> **Given instruction**
Reproduce exactly, with no pictures, each line from the opening of the material down through the line containing "-17px; left: 23px;".
-*-
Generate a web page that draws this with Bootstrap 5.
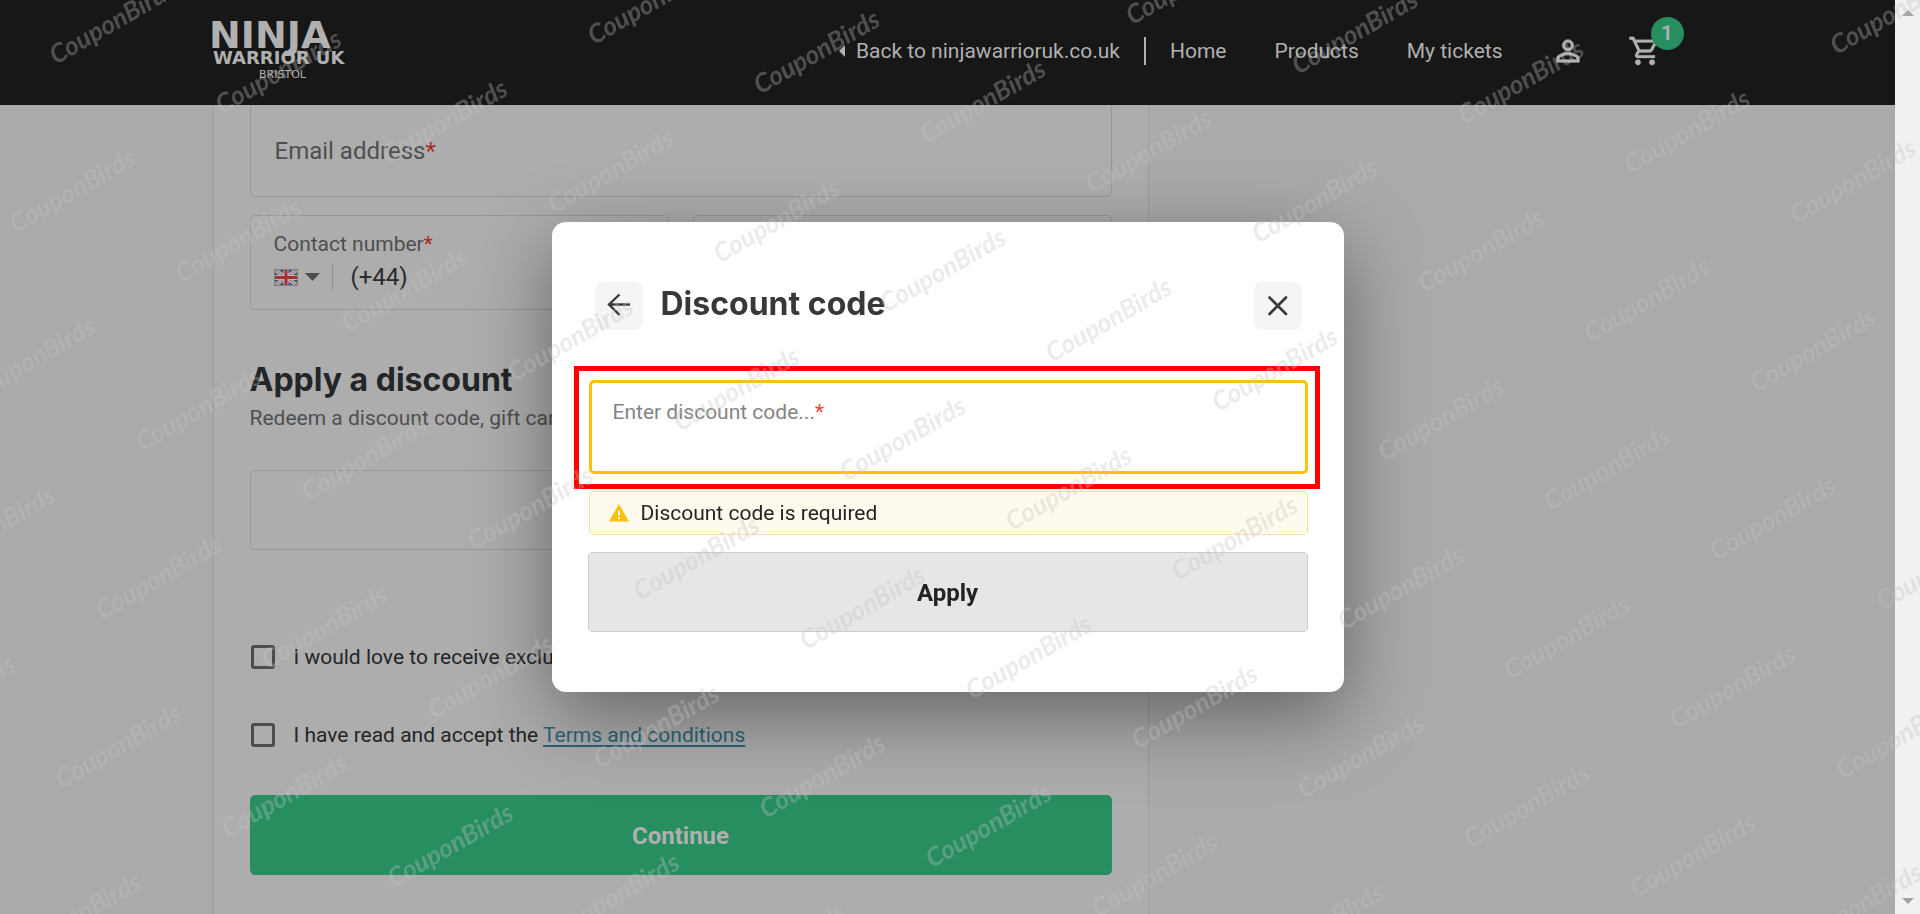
<!DOCTYPE html>
<html lang="en">
<head>
<meta charset="utf-8">
<meta name="viewport" content="width=device-width, initial-scale=1">
<title>Checkout - Ninja Warrior UK Bristol</title>
<link href="https://cdn.jsdelivr.net/npm/bootstrap@5.3.0/dist/css/bootstrap.min.css" rel="stylesheet">
<style>
  body { font-family: Roboto, "Liberation Sans", sans-serif; font-size: 21px; line-height: 32px; color: #232527; background: #aaaaaa; height: 100vh; overflow: hidden; }
  .page-side { padding-right: 25px; }
  .page-wrap { max-width: 1470px; }

  /* header */
  .site-header { background: #171717; height: 105px; }
  .site-header a { color: #b0b0b0; text-decoration: none; }
  .header-row { height: 102px; }
  .main-links { gap: 48px; }
  .back-link { gap: 11px; padding-right: 24px; border-right: 2px solid #b0b0b0; line-height: 28px; margin-right: -24px; }
  .brand-mark text { font-family: "DejaVu Sans", sans-serif; fill: #b0b0b0; }
  .cart-link { margin-right: 21px; margin-left: -5px; }
  .cart-count { top: -17px; left: 23px; width: 33px; height: 33px; line-height: 33px; font-size: 20px; background: #278e5f; }

  /* checkout card */
  .checkout { max-width: 936px; background: #adadad; border: 1px solid #9d9d9d; border-width: 0 1px; padding: 102px 36px 40px; min-height: 100vh; }
  .field-box { position: relative; border: 1px solid #989898; border-radius: 5px; height: 95px; background: none; }
  .field-box label { color: #4f4f4f; }
  .bare-input { border: 0; background: none; outline: 0; padding: 0; min-width: 0; font-size: 24px; line-height: 28px; color: #2b2b2b; }
  .email-box { padding: 2px 24px 0; }
  .fs-field { font-size: 24px; }
  .req { color: #a9281f; }
  .field-pair > div { margin-top: 42px; }
  .phone-box { padding: 12px 23px; }
  .phone-row { gap: 18px; padding-top: 3px; }
  .country { border: 0; border-right: 1px solid #8f8f8f; background: none; height: 27px; padding: 0 12px 0 0; gap: 7px; }
  .section-title { font-family: Inter, "Open Sans", sans-serif; font-weight: 700; font-size: 32px; line-height: 40px; }
  .apply-title { margin: 50px 0 2px; }
  .muted-text { color: #4f5052; }
  .slot-box { height: 80px; margin-top: 36px; }
  .options { display: grid; gap: 54px; margin: 95px 0 48px 1px; }
  .tick { appearance: none; flex: none; width: 24px; height: 24px; margin: 0; border: 3px solid #4d4d4d; border-radius: 3px; background: none; }
  .tick-row { height: 24px; gap: 19px; white-space: nowrap; }
  .tick-row a { color: #2b6577; text-decoration-thickness: 2px; text-underline-offset: 3px; }
  .btn-tall { height: 80px; padding-top: 8px; font-size: 24px; font-weight: 700; border-radius: 5px; }
  .btn-continue, .btn-continue:hover { background: #278e5f; border-color: #278e5f; color: #b0b0b0; }

  /* dialog */
  .dialog-layer { position: fixed; inset: 0; z-index: 1040; }
  .dialog-box { width: 792px; background: #fff; border-radius: 14px; padding: 60px 36px; box-shadow: 0 24px 80px rgba(0,0,0,.42); }
  .dialog-head { padding: 0 6px 0 7px; gap: 18px; margin-bottom: 50px; color: #383838; }
  .dialog-head .section-title { padding-bottom: 4px; }
  .icon-btn { width: 48px; height: 48px; border-radius: 8px; background: #f5f5f5; padding: 0 0 2px; }
  .code-field { position: relative; height: 94px; border: 3px solid #ffc107; border-radius: 5px; padding: 13px 21px; margin-left: 1px; background: #fff; }
  .code-field label { color: #848484; }
  .code-field .req { color: #f44336; }
  .highlight { position: absolute; inset: -17px -15px -18px -18px; border: 5px solid #f00; pointer-events: none; }
  .notice { height: 44px; margin: 17px 0 17px 1px; padding: 0 18px; gap: 11px; background: #fffaee; border: 1px solid #fddf9c; border-radius: 5px; }
  .btn-apply, .btn-apply:hover { background: #e6e6e6; border-color: #cccccc; color: #232323; }

  /* scroll track and repeated site mark */
  .track { position: fixed; top: 0; right: 0; bottom: 0; width: 25px; background: #f1f1f1; padding: 10px 0; z-index: 1045; }
  .site-marks { position: fixed; inset: 0; width: 100%; height: 100%; z-index: 1050; pointer-events: none; }
  .site-marks text { font-family: Lato, "Open Sans", sans-serif; font-style: italic; font-weight: 700; font-size: 26px; fill: #c3c3c3; fill-opacity: .33; }
</style>
</head>
<body>

<header class="site-header fixed-top page-side">
  <div class="page-wrap mx-auto d-flex align-items-center justify-content-between header-row">
    <a href="#" class="brand-mark" aria-label="Ninja Warrior UK Bristol">
      <svg width="146" height="64" viewBox="0 0 146 64" class="d-block" overflow="visible">
        <text x="-4" y="29" font-size="38" font-weight="700">NINJA</text>
        <text x="0" y="45" font-size="18" font-weight="700">WARRIOR UK</text>
        <text x="46" y="59" font-size="11">BRISTOL</text>
      </svg>
    </a>
    <nav class="d-flex align-items-center main-links">
      <a href="#" class="back-link d-flex align-items-center">
        <svg width="6" height="12" viewBox="0 0 6 12"><path d="M6 0v12L0 6z" fill="#b0b0b0"/></svg>
        <span>Back to ninjawarrioruk.co.uk</span>
      </a>
      <a href="#">Home</a>
      <a href="#">Products</a>
      <a href="#">My tickets</a>
      <a href="#" aria-label="Account">
        <svg class="d-block" width="34" height="34" viewBox="0 0 24 24" fill="#b0b0b0" stroke="#b0b0b0" stroke-width=".4"><path d="M12 5.9a2.1 2.1 0 1 1 0 4.2 2.1 2.1 0 0 1 0-4.2m0 9c2.97 0 6.1 1.46 6.1 2.1v1.1H5.9V17c0-.64 3.13-2.1 6.1-2.1M12 4C9.79 4 8 5.79 8 8s1.790 4 4 4 4-1.790 4-4-1.790-4-4-4zm0 9c-2.670 0-8 1.340-8 4v3h16v-3c0-2.660-5.330-4-8-4z"/></svg>
      </a>
      <a href="#" class="cart-link position-relative" aria-label="Basket">
        <svg class="d-block" width="34" height="34" viewBox="0 0 24 24" fill="#b0b0b0" stroke="#b0b0b0" stroke-width=".2"><path d="M15.550 13c.75 0 1.410-.41 1.750-1.030l3.580-6.490A.996.996 0 0 0 20.010 4H5.210l-.94-2H1v2h2l3.600 7.590-1.350 2.440C4.520 15.370 5.480 17 7 17h12v-2H7l1.100-2h7.450zM6.160 6h12.150l-2.760 5H8.530L6.160 6zM7 18c-1.100 0-1.990.9-1.990 2S5.900 22 7 22s2-.9 2-2-.9-2-2-2zm10 0c-1.100 0-1.990.9-1.990 2s.89 2 1.990 2 2-.9 2-2-.9-2-2-2z"/></svg>
        <span class="cart-count position-absolute rounded-circle text-center fw-bold">1</span>
      </a>
    </nav>
  </div>
</header>

<main class="page-side">
  <div class="page-wrap mx-auto">
    <form class="checkout">
      <div class="field-box email-box d-flex align-items-center">
        <label for="email" class="fs-field text-nowrap">Email address<span class="req">*</span></label>
        <input id="email" type="email" class="bare-input flex-grow-1">
      </div>
      <div class="row g-4 field-pair">
        <div class="col-6">
          <div class="field-box phone-box">
            <label for="phone" class="d-block">Contact number<span class="req">*</span></label>
            <div class="d-flex align-items-center phone-row">
              <button type="button" class="country d-flex align-items-center" aria-label="Country: United Kingdom">
                <svg width="24" height="17" viewBox="0 0 24 17">
                  <rect width="24" height="17" fill="#2f5577"/>
                  <path d="M0 0L24 17M24 0L0 17" stroke="#b0b0b0" stroke-width="4"/>
                  <path d="M0 0L24 17M24 0L0 17" stroke="#a86a68" stroke-width="1"/>
                  <path d="M12 0v17M0 8.500h24" stroke="#b4b4b4" stroke-width="5"/>
                  <path d="M12 0v17M0 8.500h24" stroke="#aa2f30" stroke-width="3"/>
                  <rect x=".5" y=".5" width="23" height="16" fill="none" stroke="#7d7d7d"/>
                </svg>
                <svg width="15" height="8" viewBox="0 0 15 8"><path d="M0 0h15L7.500 8z" fill="#4d4d4d"/></svg>
              </button>
              <input id="phone" type="tel" class="bare-input w-50" value="(+44)">
            </div>
          </div>
        </div>
        <div class="col-6">
          <div class="field-box"><input type="text" class="bare-input w-100 h-100" aria-label="Postcode"></div>
        </div>
      </div>

      <h2 class="section-title apply-title">Apply a discount</h2>
      <p class="muted-text mb-0">Redeem a discount code, gift card</p>
      <button type="button" class="field-box slot-box d-block w-100" aria-label="Add a discount"></button>

      <div class="options">
        <div class="tick-row d-flex align-items-center">
          <input type="checkbox" class="tick" id="news">
          <label for="news">I would love to receive exclusive</label>
        </div>
        <div class="tick-row d-flex align-items-center">
          <input type="checkbox" class="tick" id="terms">
          <label for="terms">I have read and accept the <a href="#">Terms and conditions</a></label>
        </div>
      </div>
      <button type="submit" class="btn btn-tall btn-continue w-100">Continue</button>
    </form>
  </div>
</main>

<div class="dialog-layer page-side d-flex align-items-center justify-content-center">
  <section class="dialog-box" role="dialog" aria-labelledby="dlg-title">
    <div class="dialog-head d-flex align-items-center">
      <button type="button" class="btn icon-btn border-0" aria-label="Back">
        <svg width="24" height="24" viewBox="0 0 24 24" fill="none" stroke="#383838" stroke-width="2.400"><path d="M23 11.500H2M12.500 1.500L2 11.500l10.500 10.500"/></svg>
      </button>
      <h2 class="section-title mb-0 me-auto" id="dlg-title">Discount code</h2>
      <button type="button" class="btn icon-btn border-0" aria-label="Close">
        <svg width="20" height="20" viewBox="0 0 20 20" fill="none" stroke="#383838" stroke-width="2.600" stroke-linecap="round"><path d="M1.500 1.500l16.500 16.500M18 1.500L1.500 18"/></svg>
      </button>
    </div>
    <div class="code-field">
      <label for="code" class="d-block">Enter discount code...<span class="req">*</span></label>
      <input id="code" type="text" class="bare-input w-100">
      <div class="highlight"></div>
    </div>
    <div class="notice d-flex align-items-center" role="alert">
      <svg width="22" height="18" viewBox="0 0 22 18"><path d="M11 0l10 17.500H1z" fill="#ffc107"/><path d="M11 7v4.500M11 13v2.200" stroke="#fff" stroke-width="2"/></svg>
      <span>Discount code is required</span>
    </div>
    <button type="button" class="btn btn-tall btn-apply w-100">Apply</button>
  </section>
</div>

<div class="track d-flex flex-column align-items-center justify-content-between" aria-hidden="true">
  <svg width="12" height="6" viewBox="0 0 12 6"><path d="M0 6h12L6 0z" fill="#a3a3a3"/></svg>
  <svg width="12" height="6" viewBox="0 0 12 6"><path d="M0 0h12L6 6z" fill="#a3a3a3"/></svg>
</div>

<svg class="site-marks" aria-hidden="true"><g id="marks" transform="translate(56 65) rotate(-30)"></g></svg>

<script src="https://cdn.jsdelivr.net/npm/bootstrap@5.3.0/dist/js/bootstrap.bundle.min.js"></script>
<script>
  // Staggered rows of the site mark, laid out on the rotated axes; marks outside the window are skipped.
  const group = document.getElementById('marks');
  const stepX = 238, stepY = 126, c = Math.cos(Math.PI / 6), s = 0.5;
  for (let row = -1; row < 16; row++) {
    for (let col = -6; col < 10; col++) {
      const x = col * stepX + (row % 2 ? stepX / 2 : 0), y = row * stepY;
      const px = 56 + x * c + y * s, py = 65 - x * s + y * c;
      if (px < -120 || px > innerWidth || py < 6 || py > innerHeight + 80) continue;
      const t = document.createElementNS('http://www.w3.org/2000/svg', 'text');
      t.setAttribute('x', x);
      t.setAttribute('y', y);
      t.textContent = 'CouponBirds';
      group.appendChild(t);
    }
  }
</script>
</body>
</html>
-*-
> **Task response**
Generate a web page that draws this with Bootstrap 5.
<!DOCTYPE html>
<html lang="en">
<head>
<meta charset="utf-8">
<meta name="viewport" content="width=device-width, initial-scale=1">
<title>Checkout - Ninja Warrior UK Bristol</title>
<link href="https://cdn.jsdelivr.net/npm/bootstrap@5.3.0/dist/css/bootstrap.min.css" rel="stylesheet">
<style>
  body { font-family: Roboto, "Liberation Sans", sans-serif; font-size: 21px; line-height: 32px; color: #232527; background: #aaaaaa; height: 100vh; overflow: hidden; }
  .page-side { padding-right: 25px; }
  .page-wrap { max-width: 1470px; }

  /* header */
  .site-header { background: #171717; height: 105px; }
  .site-header a { color: #b0b0b0; text-decoration: none; }
  .header-row { height: 102px; }
  .main-links { gap: 48px; }
  .back-link { gap: 11px; padding-right: 24px; border-right: 2px solid #b0b0b0; line-height: 28px; margin-right: -24px; }
  .brand-mark text { font-family: "DejaVu Sans", sans-serif; fill: #b0b0b0; }
  .cart-link { margin-right: 21px; margin-left: -5px; }
  .cart-count { top: -17px; left: 23px; width: 33px; height: 33px; line-height: 33px; font-size: 20px; background: #278e5f; }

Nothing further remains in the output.